Am Ende habe ich es tatsächlich geschafft: Bevor ich zu meiner Reise aufgebrochen bin, habe ich ENDE unter diesen Roman geschrieben und ihn an meine Testleser geschickt. Ich habe jetzt etwa 1 ½ Jahre daran geschrieben und mache mir keine Illusion: wenn die Testleser mit ihm fertig sind, wird er mich noch einmal Zeit und Arbeit kosten. Aber das kann warten, denn erst einmal freue ich mich auf ein neues Projekt.
Ich habe Lucie schon gefragt, ob sie nicht noch eine Weile länger bleiben will. Denn so ein Schreibcamp ist wirklich sehr hilfreich. Für Lucie offensichtlich auch, denn sie bleibt. Und ich bin ziemlich froh, dass sie auch am Wochenende hier ist.

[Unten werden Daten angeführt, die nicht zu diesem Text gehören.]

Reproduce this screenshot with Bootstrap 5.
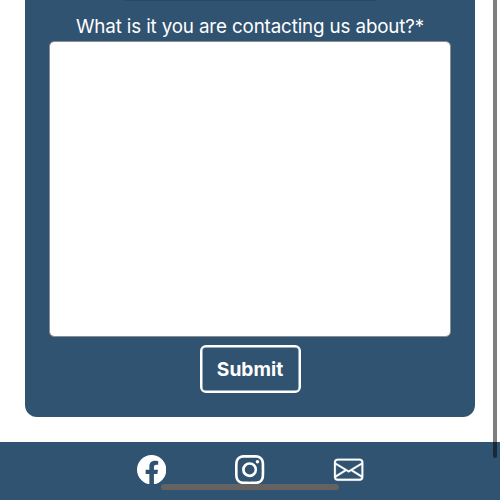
<!DOCTYPE html>
<html lang="en">
<head>
<meta charset="utf-8">
<meta name="viewport" content="width=device-width, initial-scale=1">
<title>Contact</title>
<link href="https://cdn.jsdelivr.net/npm/bootstrap@5.3.0/dist/css/bootstrap.min.css" rel="stylesheet">
<style>
  :root { --navy: #305371; }
  body { font-family: Inter, "Liberation Sans", sans-serif; background: #fff; }
  .screen { height: 500px; }
  .contact-panel { margin: 0 25px; height: 417px; background: var(--navy); border-radius: 0 0 12px 12px; padding: 0 24px; }
  /* lower edge of the field above */
  .previous-field { width: 252px; height: 1px; background: #2a4964; }
  .question { font-size: 18.8px; line-height: 24px; padding-top: 14px; height: 40px; letter-spacing: -.14px; }
  .message-box { height: 296px; border: 1px solid #8b8f94; border-radius: 5px; resize: none; padding: 8px; }
  .btn-send { width: 101px; height: 48px; margin-top: 8px; border: 2px solid #fff; box-shadow: inset 0 0 0 .5px #fff; border-radius: 6px; color: #fff; font-size: 19.2px; padding: 0; }
  .site-footer { height: 58px; background: var(--navy); gap: 69.3px; padding-top: 13px; }
  .site-footer svg { width: 29.3px; height: 29.3px; display: block; }
  .site-footer .envelope { stroke: currentColor; stroke-width: .14; overflow: visible; }
  .scroll-thumb { width: 4px; height: 458px; right: 3px; top: 0; background: rgba(0,0,0,.5); border-radius: 0 0 2px 2px; }
  .home-bar { width: 178px; height: 6px; left: 161px; top: 484px; background: #656361; border-radius: 3px; }
</style>
</head>
<body>
<div class="screen position-relative overflow-hidden d-flex flex-column justify-content-between">
  <form class="contact-panel text-center text-white">
    <div class="previous-field mx-auto"></div>
    <label class="question d-block" for="message"><span>What is it you are contacting us about?*</span></label>
    <textarea id="message" class="message-box form-control"></textarea>
    <button type="button" class="btn btn-send fw-bold">Submit</button>
  </form>
  <footer class="site-footer d-flex justify-content-center align-items-start">
    <a href="#" class="text-white" aria-label="Facebook"><svg viewBox="0 0 16 16" fill="currentColor"><path d="M16 8.049c0-4.446-3.582-8.05-8-8.05C3.58 0-.002 3.603-.002 8.05c0 4.017 2.926 7.347 6.75 7.951v-5.625h-2.03V8.05H6.75V6.275c0-2.017 1.195-3.131 3.022-3.131.876 0 1.791.157 1.791.157v1.98h-1.009c-.993 0-1.303.621-1.303 1.258v1.51h2.218l-.354 2.326H9.25V16c3.824-.604 6.75-3.934 6.75-7.951z"/></svg></a>
    <a href="#" class="text-white" aria-label="Instagram"><svg viewBox="0 0 16 16" fill="currentColor"><path d="M8 0C5.829 0 5.556.01 4.703.048 3.85.088 3.269.222 2.76.42a3.917 3.917 0 0 0-1.417.923A3.927 3.927 0 0 0 .42 2.76C.222 3.268.087 3.85.048 4.7.01 5.555 0 5.827 0 8.001c0 2.172.01 2.444.048 3.297.04.852.174 1.433.372 1.942.205.526.478.972.923 1.417.444.445.89.719 1.416.923.51.198 1.09.333 1.942.372C5.555 15.99 5.827 16 8 16s2.444-.01 3.298-.048c.851-.04 1.434-.174 1.943-.372a3.916 3.916 0 0 0 1.416-.923c.445-.445.718-.891.923-1.417.197-.509.332-1.09.372-1.942C15.99 10.445 16 10.173 16 8s-.01-2.445-.048-3.299c-.04-.851-.175-1.433-.372-1.941a3.926 3.926 0 0 0-.923-1.417A3.911 3.911 0 0 0 13.24.42c-.51-.198-1.092-.333-1.943-.372C10.443.01 10.172 0 7.998 0h.003zm-.717 1.442h.718c2.136 0 2.389.007 3.232.046.78.035 1.204.166 1.486.275.373.145.64.319.92.599.28.28.453.546.598.92.11.281.24.705.275 1.485.039.843.047 1.096.047 3.231s-.008 2.389-.047 3.232c-.035.78-.166 1.203-.275 1.485a2.47 2.47 0 0 1-.599.919c-.28.28-.546.453-.92.598-.28.11-.704.24-1.485.276-.843.038-1.096.047-3.232.047s-2.39-.009-3.233-.047c-.78-.036-1.203-.166-1.485-.276a2.478 2.478 0 0 1-.92-.598 2.48 2.48 0 0 1-.6-.92c-.109-.281-.24-.705-.275-1.485-.038-.843-.046-1.096-.046-3.233 0-2.136.008-2.388.046-3.231.036-.78.166-1.204.276-1.486.145-.373.319-.64.599-.92.28-.28.546-.453.92-.598.282-.11.705-.24 1.485-.276.738-.034 1.024-.044 2.515-.045v.002zm4.988 1.328a.96.96 0 1 0 0 1.92.96.96 0 0 0 0-1.92zm-4.27 1.122a4.109 4.109 0 1 0 0 8.217 4.109 4.109 0 0 0 0-8.217zm0 1.441a2.667 2.667 0 1 1 0 5.334 2.667 2.667 0 0 1 0-5.334z"/></svg></a>
    <a href="#" class="text-white" aria-label="Email"><svg class="envelope" viewBox="0 0 16 16" fill="currentColor"><path d="M0 4a2 2 0 0 1 2-2h12a2 2 0 0 1 2 2v8a2 2 0 0 1-2 2H2a2 2 0 0 1-2-2V4Zm2-1a1 1 0 0 0-1 1v.217l7 4.2 7-4.2V4a1 1 0 0 0-1-1H2Zm13 2.383-4.708 2.825L15 11.105V5.383Zm-.034 6.876-5.64-3.471L8 9.583l-1.326-.795-5.64 3.47A1 1 0 0 0 2 13h12a1 1 0 0 0 .966-.741ZM1 11.105l4.708-2.897L1 5.383v5.722Z"/></svg></a>
  </footer>
  <div class="scroll-thumb position-absolute"></div>
  <div class="home-bar position-absolute"></div>
</div>
<script src="https://cdn.jsdelivr.net/npm/bootstrap@5.3.0/dist/js/bootstrap.bundle.min.js"></script>
</body>
</html>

In diesem Sinne empfehle ich bei Schreibblockaden: Suchen Sie doch einfach mal einen Untermieter.
Oder wie Lucie sagen würde: Happy Writing.
Ihre Dorrit Bartel
Lucie könnte durchaus die erste Anwärterin für den noch zu schaffenden Posten des »assoziierten Rico« sein, mit dem die 42er Autoren Personen auszeichnen, die in anderen Ländern das Ziel verfolgen, Autoren gegen DKZV oder Vanity Press zu beraten und zu unterstützen.